Но в семье камышевок есть и замечательные певцы, на содержании и ловле которых хочется остановиться.
Как-то, в самом конце мая, я ловил дубровника на прикормку в кустах по берегу речки. Возле моего точка, сделанного меж черемуховых кустов, все время пела непонятная и почти невидимая птичка. Она складно высвистывала куликом-чернышом, причитала канюком и чибисом, выкрикивала колена из песни славок, и все это размежалось и дополнялось коротенькой приговоркой: «чек-чек-чек, хи… чек-чек-чек».
Сперва казалось, что варакушка пересмешничает, но ведь варакушка всегда поет на виду, еще на кустик выскочит, на самую макушечку, а эта хитрая птичка на глаза не показывалась, шмыгала в глубине огромного — островиной — развалистого куста черемухи, насквозь поросшего корневыми побегами. Да и строй песни у птички был не тот. Кое-как, на четвереньках, пробрался я в куст, сделал прикормку. Очень загорелось мне добыть занятную говорушку. Через часок проверил — съедено все дочиста. Поставил самолов и только к полудню услышал его мягкий хлопок. Некрупная, с пеночку, долгоносая, буроватая сверху и светлая с грудки птица со страху опачкала мне руки. Да что поделаешь?! Дома с помощью определителя я установил, что поймал камышевку садовую. Поместил ее в клетку с деревянными спицами. Клетку обвязал полотенцем и поставил на окно. Прошла неделя, но круглохвостая упрямая пичуга молчала. Аппетит ее приводил меня в ужас: мучных червей и муравьиного яйца она съедала больше соловья. «Не самку ли поймал?» — грызло меня сомнение. В конце концов я выпустил камышевку в огород, и в тот же вечер в кустах смородины у забора послышалось ее красивое знакомое пение с характерным прищелкиванием. Камышевка старалась вовсю, а я ходил до темноты ее слушать и ругал себя за поспешность. Стоило продержать птичку еще какие-нибудь день-два, и она запела бы дома. В этом я не раз убеждался позднее, когда набирался терпения и «ждал» пойманных птиц.
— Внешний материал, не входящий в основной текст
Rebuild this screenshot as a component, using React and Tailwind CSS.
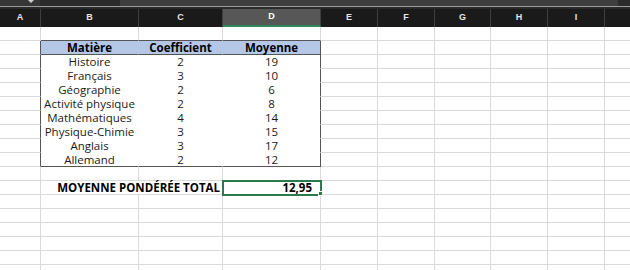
import React from "react";

const COLS = [
  { k: "A", w: "w-[41px]" },
  { k: "B", w: "w-[98px]" },
  { k: "C", w: "w-[84px]" },
  { k: "D", w: "w-[98px]" },
  { k: "E", w: "w-[57px]" },
  { k: "F", w: "w-[57px]" },
  { k: "G", w: "w-[56px]" },
  { k: "H", w: "w-[57px]" },
  { k: "I", w: "w-[57px]" },
];

const DATA = [
  ["Histoire", "2", "19"],
  ["Français", "3", "10"],
  ["Géographie", "2", "6"],
  ["Activité physique", "2", "8"],
  ["Mathématiques", "4", "14"],
  ["Physique-Chimie", "3", "15"],
  ["Anglais", "3", "17"],
  ["Allemand", "2", "12"],
];

const font = { fontFamily: '"Open Sans", "Liberation Sans", sans-serif' };

function Cell({ w, className = "", children }) {
  return (
    <div
      className={`${w} h-[14px] shrink-0 border-r border-b flex items-center justify-center text-[11.5px] leading-none whitespace-nowrap ${className}`}
    >
      {children}
    </div>
  );
}

function BlankTail() {
  return (
    <>
      <Cell w="w-[57px]" className="border-[#dadada]" />
      <Cell w="w-[57px]" className="border-[#dadada]" />
      <Cell w="w-[56px]" className="border-[#dadada]" />
      <Cell w="w-[57px]" className="border-[#dadada]" />
      <Cell w="w-[57px]" className="border-[#dadada]" />
      <div className="flex-1 h-[14px] border-b border-[#dadada]" />
    </>
  );
}

function BlankRow({ tableTop = false }) {
  const b = tableTop ? "border-r-[#dadada] border-b-[#555]" : "border-[#dadada]";
  return (
    <div className="flex">
      <Cell w="w-[41px]" className="border-[#dadada]" />
      <Cell w="w-[98px]" className={b} />
      <Cell w="w-[84px]" className={b} />
      <Cell w="w-[98px]" className={b} />
      <BlankTail />
    </div>
  );
}

function TableRow({ cells, header = false, last = false }) {
  const bg = header ? "bg-[#b5c7e6] font-bold text-black" : "bg-white text-[#1a1a1a]";
  const bb = header || last ? "border-b-[#555]" : "border-b-white";
  return (
    <div className="flex">
      <Cell w="w-[41px]" className="border-b-[#dadada] border-r-[#555]" />
      <Cell w="w-[98px]" className={`${bg} ${bb} ${header ? "border-r-[#b5c7e6]" : "border-r-white"}`}>
        {cells[0]}
      </Cell>
      <Cell w="w-[84px]" className={`${bg} ${bb} ${header ? "border-r-[#b5c7e6]" : "border-r-white"}`}>
        {cells[1]}
      </Cell>
      <Cell w="w-[98px]" className={`${bg} ${bb} border-r-[#555]`}>
        {cells[2]}
      </Cell>
      <BlankTail />
    </div>
  );
}

function TotalRow() {
  return (
    <div className="flex">
      <Cell w="w-[41px]" className="border-[#dadada]" />
      <div className="w-[182px] h-[14px] shrink-0 border-r border-b border-[#dadada] flex items-center justify-end pr-[2px] text-[11.5px] leading-none font-bold text-black whitespace-nowrap">
        MOYENNE PONDÉRÉE TOTAL
      </div>
      <div className="relative w-[98px] h-[14px] shrink-0 border-r border-b border-[#dadada] flex items-center justify-end pr-[8px] text-[11.5px] leading-none font-bold text-black">
        12,95
        <div className="absolute -left-[1px] -top-[1px] w-[100px] h-[16px] border-2 border-[#2a7a4e]" />
        <div className="absolute -right-[3px] -bottom-[2px] w-[5px] h-[5px] bg-[#2a7a4e] border border-white" />
      </div>
      <BlankTail />
    </div>
  );
}

export default function App() {
  return (
    <div className="w-[630px] h-[270px] overflow-hidden bg-white" style={font}>
      {/* top strip */}
      <div className="flex h-[6px] bg-[#2e2e2e]">
        <div className="w-[40px] bg-[#363636] flex items-start justify-end pr-[6px]">
          <div className="w-0 h-0 border-l-[3px] border-r-[3px] border-t-[3px] border-l-transparent border-r-transparent border-t-[#cfcfcf]" />
        </div>
        <div className="w-[80px] bg-[#2b2b2b]" />
        <div className="flex-1 bg-[#3d3d3d]" />
        <div className="w-[12px] bg-[#2b2b2b]" />
      </div>
      <div className="h-[1px] bg-[#9a9a9a]" />
      <div className="h-[2px] bg-[#2a2a2a]" />
      {/* column headers */}
      <div className="flex h-[18px] bg-[#1a1a1a]" style={{ fontFamily: '"Liberation Sans", Arial, sans-serif' }}>
        {COLS.map((c) => (
          <div
            key={c.k}
            className={`${c.w} shrink-0 h-full border-r border-[#3f3f3f] flex items-center justify-center text-[9px] font-bold ${
              c.k === "D" ? "bg-[#575757] border-b-2 border-b-[#2f8a58] text-white" : "text-[#e6e6e6]"
            }`}
          >
            {c.k}
          </div>
        ))}
        <div className="flex-1" />
      </div>
      <BlankRow tableTop />
      <TableRow cells={["Matière", "Coefficient", "Moyenne"]} header />
      {DATA.map((r, i) => (
        <TableRow key={r[0]} cells={r} last={i === DATA.length - 1} />
      ))}
      <BlankRow />
      <TotalRow />
      {[0, 1, 2, 3, 4, 5].map((i) => (
        <BlankRow key={i} />
      ))}
    </div>
  );
}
Выпущенный самец еще долго держался в садах по соседству. Пел утром и ночью, чем удивил всех соседей, немедленно заявивших, что в садах поселился «соловей». Горожане часто принимают за соловьиное любое ночное пение, например, такой обычнейшей птицы, как горихвостка-лысушка.
Садовые камышевки совсем не редки у нас, на Урале, и в европейской части, хотя являются они очень поздно, под Свердловском, например, от 23 мая до 2 июня самое позднее. Из всех камышевок они наиболее «сухопутные» и могут быть отнесены к птицам опушек, гарей и порубей, зарастающих малиной и колючим шиповником. Охотно селится птичка в садах, выбирая для гнездовья неприступный крыжовник, однако самое любимое место камышевки — сорные места в пригородных лесах, затянутые высокой крапивой. Острова цветущего пахучего шиповника стоят в июне среди крапивных полей. И в таких неприступных крепостях на все голоса посвистывают и щелкают садовые камышевки.
Садоводам следовало бы для привлечения птиц оставлять на зеленых зонах широкие заглохшие кусты. Кое-где связывать ветки пучком. Глядишь, и остановится здесь пролетная камышевка, а ведь это сразу двойная польза: и пения отличного наслушаешься, и работник в саду, какого не сыскать.